In the Moto2 class, Lorenzo Baldassarri will start from third, his first ever front row start. He sits behind Alex Lowes and Taka Nakagami, the Englishman pretty much unstoppable on Saturday.
He had concentrated on hard tires and race pace during much of qualifying, and if he can break clear, it is hard to see who can stop Lowes. His main rivals, Johann Zarco and Alex Rins, are well down the order at the moment, and will start from sixth and ninth respectively.
In a way, Rossi’s greatest achievement at Mugello this weekend is not his own pole position, but the incredible strength of Italian racing. The future looked very bleak just a few years ago, with little Italian talent coming up through the ranks.

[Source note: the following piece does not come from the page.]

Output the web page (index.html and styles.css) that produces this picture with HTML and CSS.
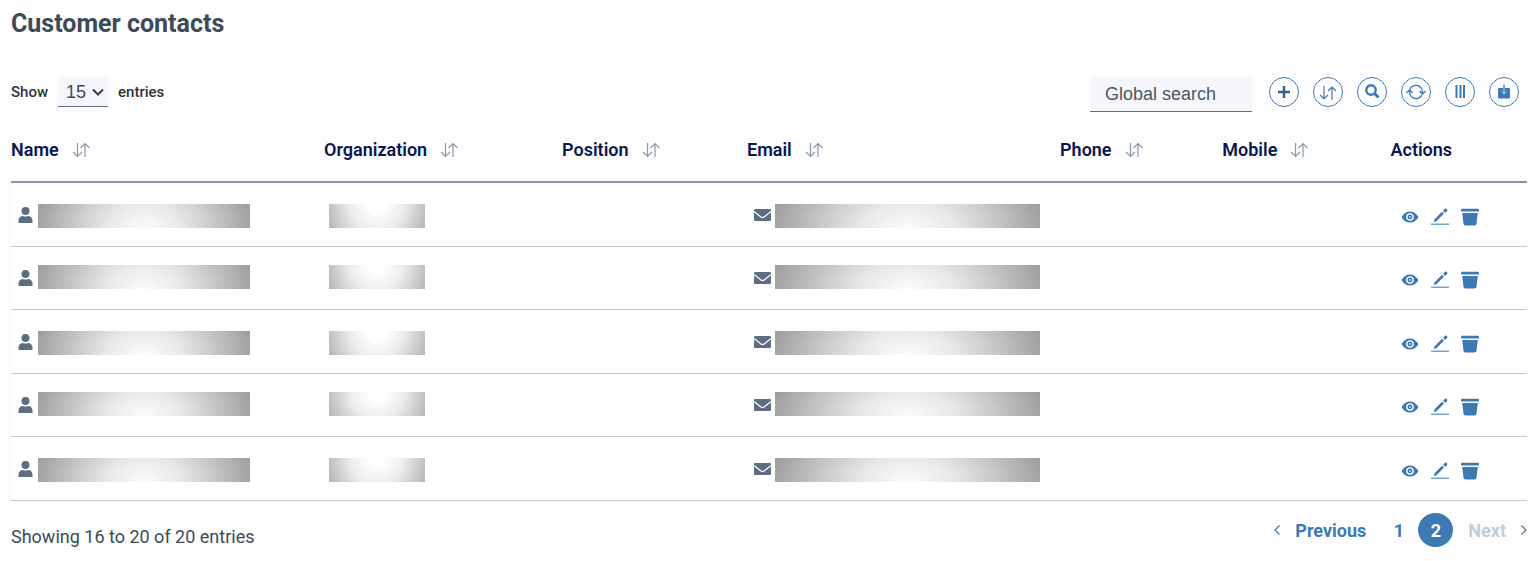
FILE: index.html
```
<!DOCTYPE html>
<html lang="en">
<head>
<meta charset="utf-8">
<title>Customer contacts</title>
<link rel="stylesheet" href="styles.css">
</head>
<body>
<svg class="sprite" aria-hidden="true">
  <symbol id="sort" viewBox="0 0 18 16"><path d="M5.500 1v13.500M1 10l4.500 4.500L10 10M13 15V1.500M8.500 6L13 1.500 17.500 6" fill="none" stroke="currentColor" stroke-width="1.200"/></symbol>
  <symbol id="user" viewBox="0 0 16 16"><circle cx="7.500" cy="4" r="4"/><path d="M.5 16v-2.500C.5 11 2.500 9 5 9c1.600.7 3.400.7 5 0C12.500 9 14.500 11 14.500 13.500V16z"/></symbol>
  <symbol id="mail" viewBox="0 0 17 12"><path d="M0 1.800V1q0-1 1-1h15q1 0 1 1v.8L9.700 7.600q-1.200.8-2.400 0zM0 3.300l6.600 5.200q1.900 1.300 3.800 0L17 3.300V11q0 1-1 1H1q-1 0-1-1z"/></symbol>
  <symbol id="eye" viewBox="0 0 20 14"><path fill-rule="evenodd" d="M.5 7C3 3 6 .8 10 .8S17 3 19.500 7C17 11 14 13.200 10 13.200S3 11 .5 7zM10 2.800a4.200 4.200 0 1 0 0 8.400 4.200 4.200 0 0 0 0-8.400zm0 1.500a2.700 2.700 0 1 1 0 5.400 2.700 2.700 0 0 1 0-5.400z"/><circle cx="10" cy="7" r="1.200" fill="#b5cde3"/></symbol>
  <symbol id="edit" viewBox="0 0 18 18"><path d="M0 15.500h18v1.500H0z" opacity=".7"/><path d="M2.800 14l.6-2.600L11 3.800l1.900 1.900L5.400 13.200zM12 2.800l2-2q.8-.7 1.600 0l.5.500q.7.800 0 1.600l-2 2z"/></symbol>
  <symbol id="trash" viewBox="0 0 18 18"><path d="M1 .8h16q1 0 1 1v1.800H0V1.800q0-1 1-1zM1.200 5h15.600L15.500 15.800q-.2 1.700-1.800 1.700H4.300q-1.600 0-1.800-1.700z"/></symbol>
</svg>
<main class="page">
  <h1 class="title">Customer contacts</h1>
  <div class="toolbar">
    <div class="length">
      <label for="len">Show</label>
      <span class="select-wrap">
        <select id="len" class="length-select"><option>10</option><option selected>15</option><option>25</option></select>
        <svg class="caret" viewBox="0 0 12 8" aria-hidden="true"><path d="M1 1.500l5 5 5-5" fill="none" stroke="currentColor" stroke-width="2"/></svg>
      </span>
      <span>entries</span>
    </div>
    <div class="tools">
      <input class="search" type="text" placeholder="Global search" aria-label="Global search">
      <div class="buttons">
        <button class="round" type="button" aria-label="Add"><svg viewBox="0 0 18 18"><path d="M9 3v12M3 9h12" stroke="#32638f" stroke-width="2.400"/></svg></button>
        <button class="round" type="button" aria-label="Sort"><svg viewBox="0 0 18 18"><path d="M5 3v13M1 12l4 4 4-4M13 17V4M9 8l4-4 4 4" fill="none" stroke="currentColor" stroke-width="1.200"/></svg></button>
        <button class="round" type="button" aria-label="Search"><svg viewBox="0 0 18 18"><circle cx="8" cy="7" r="4.700" fill="none" stroke="currentColor" stroke-width="2.400"/><path d="M11.300 10.300l4.200 4.200" stroke="currentColor" stroke-width="3"/></svg></button>
        <button class="round" type="button" aria-label="Refresh"><svg viewBox="0 0 18 18"><path d="M2.500 9a6.500 6.500 0 0 1 12-3.500M15.500 9a6.500 6.500 0 0 1-12 3.500M14.500 5.500q1 1.500 1 4M3.500 12.500q-1-1.500-1-4M-.5 10l3-3 3 3M12.500 8l3 3 3-3" fill="none" stroke="currentColor" stroke-width="1.300"/></svg></button>
        <button class="round" type="button" aria-label="Columns"><svg viewBox="0 0 18 18"><path d="M4.500 2h2v13h-2zM8.500 2h2v13h-2zM12 2h2v13h-2z"/></svg></button>
        <button class="round" type="button" aria-label="Export"><svg viewBox="0 0 18 18"><path d="M4 5h10q1 0 1 1v8.500q0 1-1 1H4q-1 0-1-1V6q0-1 1-1zM8.300 1.500h1.400V5H8.300z"/><path d="M9 5v6M6.500 8.500L9 11l2.500-2.500" fill="none" stroke="#bcd2e7" stroke-width="1"/></svg></button>
      </div>
    </div>
  </div>

  <table class="contacts">
    <colgroup><col class="c-name"><col class="c-org"><col class="c-pos"><col class="c-email"><col class="c-phone"><col class="c-mobile"><col class="c-actions"></colgroup>
    <thead>
      <tr>
        <th><button class="sort" type="button">Name<svg><use href="#sort"/></svg></button></th>
        <th><button class="sort" type="button">Organization<svg><use href="#sort"/></svg></button></th>
        <th><button class="sort" type="button">Position<svg><use href="#sort"/></svg></button></th>
        <th><button class="sort" type="button">Email<svg><use href="#sort"/></svg></button></th>
        <th><button class="sort" type="button">Phone<svg><use href="#sort"/></svg></button></th>
        <th><button class="sort" type="button">Mobile<svg><use href="#sort"/></svg></button></th>
        <th>Actions</th>
      </tr>
    </thead>
    <tbody>
      <tr>
        <td><div class="cell person"><svg><use href="#user"/></svg><span class="mask"></span></div></td>
        <td><div class="cell org"><span class="mask light"></span></div></td>
        <td></td>
        <td><div class="cell email"><svg><use href="#mail"/></svg><span class="mask"></span></div></td>
        <td></td><td></td>
        <td><div class="actions"><button type="button" aria-label="View"><svg><use href="#eye"/></svg></button><button type="button" aria-label="Edit"><svg><use href="#edit"/></svg></button><button type="button" aria-label="Delete"><svg><use href="#trash"/></svg></button></div></td>
      </tr>
      <tr>
        <td><div class="cell person"><svg><use href="#user"/></svg><span class="mask"></span></div></td>
        <td><div class="cell org"><span class="mask light"></span></div></td>
        <td></td>
        <td><div class="cell email"><svg><use href="#mail"/></svg><span class="mask"></span></div></td>
        <td></td><td></td>
        <td><div class="actions"><button type="button" aria-label="View"><svg><use href="#eye"/></svg></button><button type="button" aria-label="Edit"><svg><use href="#edit"/></svg></button><button type="button" aria-label="Delete"><svg><use href="#trash"/></svg></button></div></td>
      </tr>
      <tr>
        <td><div class="cell person"><svg><use href="#user"/></svg><span class="mask"></span></div></td>
        <td><div class="cell org"><span class="mask light"></span></div></td>
        <td></td>
        <td><div class="cell email"><svg><use href="#mail"/></svg><span class="mask"></span></div></td>
        <td></td><td></td>
        <td><div class="actions"><button type="button" aria-label="View"><svg><use href="#eye"/></svg></button><button type="button" aria-label="Edit"><svg><use href="#edit"/></svg></button><button type="button" aria-label="Delete"><svg><use href="#trash"/></svg></button></div></td>
      </tr>
      <tr>
        <td><div class="cell person"><svg><use href="#user"/></svg><span class="mask"></span></div></td>
        <td><div class="cell org"><span class="mask light"></span></div></td>
        <td></td>
        <td><div class="cell email"><svg><use href="#mail"/></svg><span class="mask"></span></div></td>
        <td></td><td></td>
        <td><div class="actions"><button type="button" aria-label="View"><svg><use href="#eye"/></svg></button><button type="button" aria-label="Edit"><svg><use href="#edit"/></svg></button><button type="button" aria-label="Delete"><svg><use href="#trash"/></svg></button></div></td>
      </tr>
      <tr>
        <td><div class="cell person"><svg><use href="#user"/></svg><span class="mask"></span></div></td>
        <td><div class="cell org"><span class="mask light"></span></div></td>
        <td></td>
        <td><div class="cell email"><svg><use href="#mail"/></svg><span class="mask"></span></div></td>
        <td></td><td></td>
        <td><div class="actions"><button type="button" aria-label="View"><svg><use href="#eye"/></svg></button><button type="button" aria-label="Edit"><svg><use href="#edit"/></svg></button><button type="button" aria-label="Delete"><svg><use href="#trash"/></svg></button></div></td>
      </tr>
    </tbody>
  </table>

  <footer class="footer">
    <p class="info">Showing 16 to 20 of 20 entries</p>
    <nav class="pager" aria-label="Pages">
      <a class="prev" href="#prev"><svg viewBox="0 0 6 10"><path d="M5.500.5L1 5l4.500 4.500" fill="none" stroke="currentColor" stroke-width="1.200"/></svg>Previous</a>
      <a class="num" href="#1">1</a>
      <a class="num current" href="#2" aria-current="page">2</a>
      <a class="next" href="#next">Next<svg viewBox="0 0 6 10"><path d="M.5.5L5 5 .5 9.500" fill="none" stroke="#5d6b78" stroke-width="1.200"/></svg></a>
    </nav>
  </footer>
</main>
</body>
</html>
```

FILE: styles.css
```
* { box-sizing: border-box; }
body { margin: 0; background: #fdfdfd; color: #3d4b57; font-family: Roboto, "Liberation Sans", sans-serif; }
button { padding: 0; border: 0; background: none; font: inherit; color: inherit; cursor: pointer; }
a { text-decoration: none; color: inherit; }
svg { display: block; fill: currentColor; overflow: visible; }
.sprite { position: absolute; width: 0; height: 0; }

.page { padding: 8px 11px 0; }
.title { margin: 0; font-size: 25px; line-height: 32px; font-weight: 700; }

.toolbar { display: flex; justify-content: space-between; align-items: flex-start; margin-top: 37px; }
.length { display: flex; align-items: center; gap: 10px; font-size: 15px; line-height: 18px; font-weight: 500; color: #2b343c; }
.select-wrap { display: grid; align-items: center; }
.length-select { grid-area: 1 / 1; width: 50px; height: 30px; padding: 0 8px; appearance: none; border: 0; border-bottom: 1px solid #5d6f86; border-radius: 0; background: #f4f6fb; color: #3d4b57; font: 18px "Liberation Sans", sans-serif; }
.caret { grid-area: 1 / 1; justify-self: end; width: 12px; height: 8px; margin-right: 4px; color: #333b43; pointer-events: none; }

.tools { display: flex; gap: 17px; padding-right: 8px; }
.search { width: 162px; height: 35px; padding: 0 15px; border: 0; border-bottom: 1px solid #5d6f86; border-radius: 0; background: #f4f6fb; font: 18px "Liberation Sans", sans-serif; color: #3d4b57; }
.search::placeholder { color: #4b5661; opacity: 1; }
.buttons { display: flex; gap: 14px; }
.round { display: grid; place-items: center; width: 30px; height: 30px; border: 1px solid #3d7ab3; border-radius: 50%; color: #3d7ab3; }
.round svg { width: 18px; height: 18px; }

.contacts { width: 100%; margin-top: 6px; table-layout: fixed; border-collapse: separate; border-spacing: 0; }
.c-name, .c-email { width: 20.65%; }
.c-org { width: 15.7%; }
.c-pos { width: 12.2%; }
.c-phone { width: 10.7%; }
.c-mobile { width: 11.1%; }
.contacts th { height: 65px; padding: 0; border-bottom: 2px solid #8695a9; text-align: left; font-size: 18px; font-weight: 600; color: #0b1750; }
.sort { display: flex; align-items: center; gap: 13px; }
.sort svg { width: 18px; height: 16px; color: #8b9aab; }
.contacts td { height: 64px; padding: 0; border-bottom: 1px solid #c0ccd8; background: #fff; }
.contacts tr:nth-child(even) td { height: 63px; }
.cell { display: flex; align-items: center; color: #5d6e82; }
.person { gap: 4px; padding-left: 7px; }
.person svg { width: 16px; height: 16px; }
.org { padding-left: 5px; }
.email { gap: 4px; padding-left: 7px; }
.email svg { width: 17px; height: 12px; }
.mask { height: 24px; margin-top: 2px; background: radial-gradient(ellipse 53% 320% at 50% 100%, #fcfcfc 0%, #e9e9e9 32%, #d0d0d0 55%, #9c9c9c 100%); }
.contacts tr:nth-child(even) .mask { margin: 0 0 2px; }
.person .mask { width: 212px; }
.email .mask { width: 265px; }
.light { width: 96px; background: radial-gradient(ellipse 56% 230% at 50% 0%, #fff 15%, #ececec 50%, #b4b4b4 100%); }
.actions { display: flex; align-items: center; gap: 12px; padding: 4px 0 0 10px; color: #3d7ab3; }
.actions svg { width: 18px; height: 18px; }

.footer { display: flex; justify-content: space-between; align-items: flex-start; padding-top: 12px; }
.info { margin: 12px 0 0; font-size: 18px; line-height: 24px; }
.pager { display: flex; align-items: center; font-size: 18px; font-weight: 700; color: #3d7ab3; }
.pager svg { width: 6px; height: 10px; }
.prev, .next { display: flex; align-items: center; gap: 15px; }
.num { display: grid; place-items: center; width: 35px; height: 34px; border-radius: 50%; }
.prev { margin-right: 15px; }
.current { margin: 0 15px 0 2px; background: #3d7ab3; color: #fff; }
.next { color: #c1cddb; }
```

Rossi has invested his own time and money to turn that around, to great success. Young Italian riders are now back at the front in both Moto2 and Moto3, and taking on the Spanish supremacy to great effect.
Rossi picked up where the Italian federation had let the situation slide, and almost singlehandedly saved Italian racing from a long period in the doldrums.
On Sunday, Rossi looks set to reap the rewards. Not only is he arguably the favorite to win the MotoGP race, though the battle looks to be fierce with Márquez, Lorenzo, Iannone and the Suzukis.
But the riders who have come through the VR46 Riders Academy look like being favorites for the Moto3 race, and in contention for Moto2. On Sunday, Mugello will not only color yellow, but also green, white, and red. Probably with a Union Jack thrown in for good effect.